We are intently watching the changes happening in the Russian society. What in­fluen­­ces their dynamics and how might it tell on Ukraine?

The teachers of the Moscow school No. 1567 called upon their graduates to go to the meeting on December 24. The experts emphasize that the Rus­sian society has changed a lot over the last weeks: the people have become more socially active. It should be no­ted that Ukraine has gone through it some time ago. The question is what we need to set a healthy atmosphere in the society when the teachers openly address their students and the moral authorities’ voices are easily heard? Why do the post-Soviet socie­ties quickly lose this potential after having activated the horizontal links with the help of some catalysts? Can the chan­ges in Russia stir up the Ukrai­­nian society and do the Ukrainians have enough inner resources for changes? These are the questions we addressed to our experts.

COMMENTARIES

“YOU WILL LOSE IF YOU RESPECT THE RULES”

Mykhailo MINAKOV, Doctor of Philo­sophy, associate professor of the Kyiv Mohyla Academy, president of the Foundation for Good Politics:

“In the society where the system of moral values is turned upside down people who invest a lot of money and time in their education will get back less then they invest. If you respect the rules you will lose the social, economic, and political competition. It does not concern the country, rather the social organization. Universities and schools are unlikely to be the centers of social relations. The corruption in the education destroys educators’ self-respect and other people’s respect towards them. If we analyze public opinion polls we will see two institutes enjoying the respect of most Ukrainians: the army and the church. People do not have to think in both institutes. They enjoyed their autho­rity back in the pre-modern time. The fact that Ukraine has come back to them is a tragedy and this situation is difficult to be improved. Now in Ukraine symbolic diplomas, doctors, candidates and masters degrees are popular rather than high-quality education. We do not produce anything that is why we do not need any hi-tech specialists; we do not provide any educational services so we do not expect the professors to deliver high-quality lectures and not to be plagiarists. The society does not need the high-quality education. I think it is partially the result of the injury we sustained in the So­viet Union because of the ideologized higher education. There was a period in the early 1990s when the politics even dreamt about closing down the departments of philosophy since they could resume the thinking based on the Soviet ideo­logy, for example, against the private property.
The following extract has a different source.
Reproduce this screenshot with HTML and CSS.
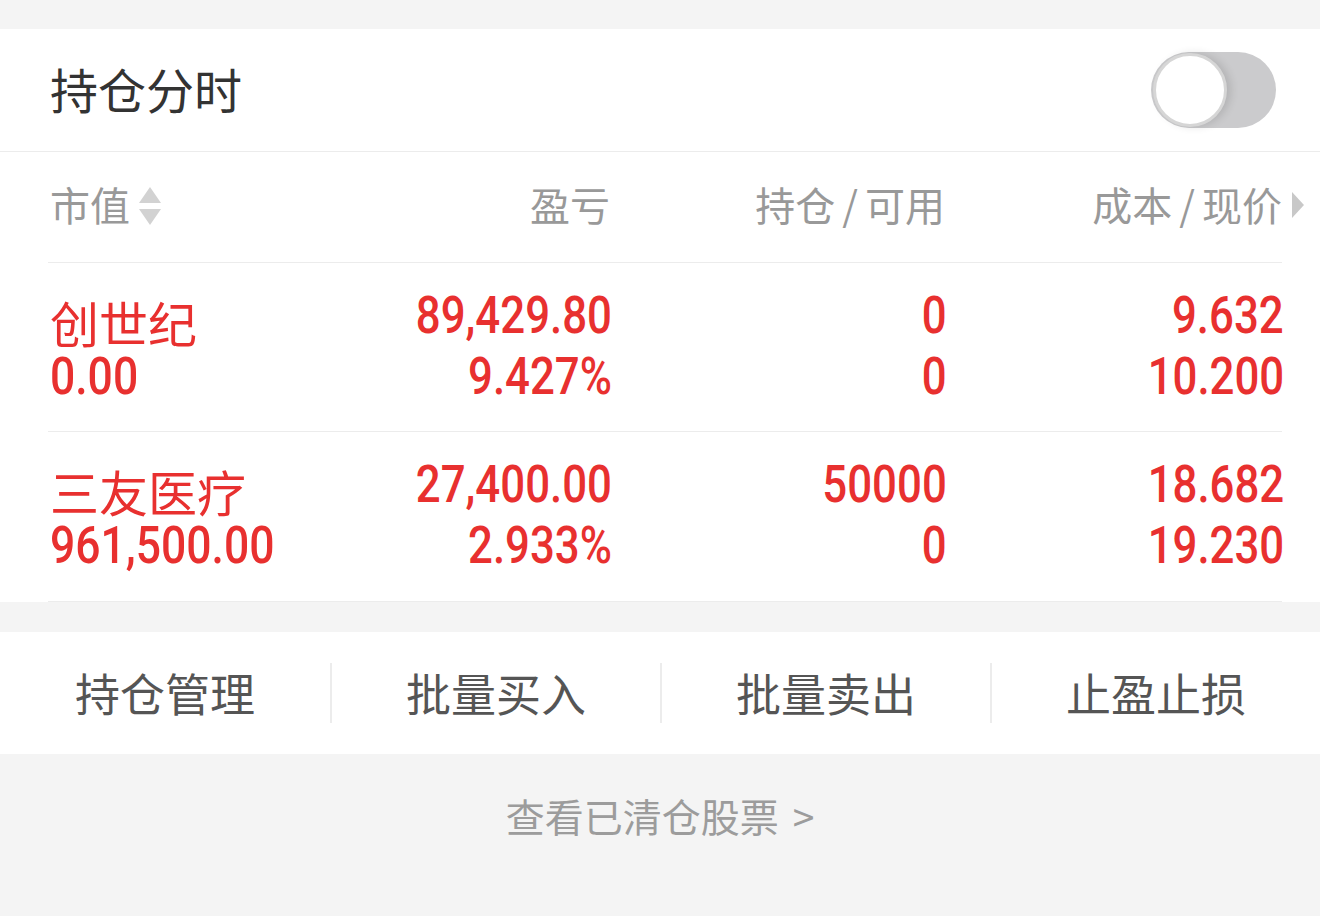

“As for Russia, there, just like in the Asian and African countries, the alternative media such as blogs and social networks worked. There just like in Ukraine the traditional media hardly perform their functions and people created a powerful mechanism of the information transmission through the social networks. However, it is important that in Russia there are those who have something to say and those who will listen. In Ukraine we hardly have any influential bloggers (in Russia they first wrote about social and cultural issues, gained the large social ca­pital, and now speak about politics). In Russia the electoral situation, absence of the promised and expected changes, imitation of the reforms and preservation of the regime in the interest of the large capital had to result in the uprising. The question is whether the regime will change. It is difficult to say. It is clear that the elected parliament will be illegal and non-authoritative. It means that the one who will win in the presidential elections will have yet more possibilities to be a dictator. The Russian revolutionary si­tuation has the electoral character. There is a hope for changes only during the elections. That is why it is so important to honestly calculate the votes. Practically, Russia is in the situation Ukraine was in back in 2004.

“The Ukrainians are very isolated, they are not integrated either in Russia or in Europe, so the changes around Ukraine have hardly any influence on the situation within the country. This influence might concern ten politicians maximum. So, as for changes, we can only speak about the ones going from inside. I am not sure if we have a resource for these inner changes. Equally, I cannot see any reasons to expect the creation of powerful universities or scientific centers that could initiate these changes. We need either the market that would require the high-quality education to start working or something unexpected to happen in the society.”

LOCAL ACTIONS ARE THE WAY TO “LET OFF STEAM” OF THE PUBLIC PROTESTS

Andrii ZOTKIN, candidate of Sociology, senior scientist of the Institute of Sociology at the National Academy of Sciences of Ukraine:

“Horizontal links have been destroyed in Ukraine. They are not efficient enough to consolidate the society. Our society is atomized, broken into certain groups and localized. It is related to the fact that the transformation processes in the country have created new conditions in which people have lost the possibility to live their lives to the full not only working but having time for the family, leisure, sports, and hobbies. By the way, we are losing the professional groups membership. For example, the miners of the Lviv region do not associate themselves with the miners’ professional community of the Lu­hansk region. Our trade unions formally exist but they do not perform their functions as for the protection of the rights and interests of certain social and professional groups. Since they do not perform their functions, the workers are focused on the individual strategies needed to stay at their working places. It concerns not only the people who work physically but the office proletariat as well. That is why the professional horizontal links are uncertain.

“The social links are more or less strong on the family level and in the closest environment. People unite in the situations they need it to protect their interests on the level of housing communities to resist the illegal buil­dings, etc. However, these unions appear when something is needed and quickly disappear. We do not have the practice of long-term unions.

“The local actions that have been lately held in different places and for different reasons are nothing but ‘letting off steam’ of the public pro­tests. These groups are not united. They do not have any common inte­rests, stra­tegy, tactics, and clearly formulated requirements from the state. That is why all those processes are local: in front of a courthouse or a city hall.

“I guess the Ukrainians do not lack inner resources to resolve their own problems without any outer sti­mu­lants. We have a lot of educa­ted people despite the fact that we are losing the quality of education. Certainly, the society has to crystalli­ze the force that will organize and direct this potential. It is the question of time. Sooner or later this force will appear in the form of trade unions, public unions or political parties that will cooperate with the unions of journalists, analysts, scien­tists, and the general public. It will create the conditions for making the civic society. We should reject the idea that the civic society will appear owing to the state or some outer influence. The public society has to grow from inside.”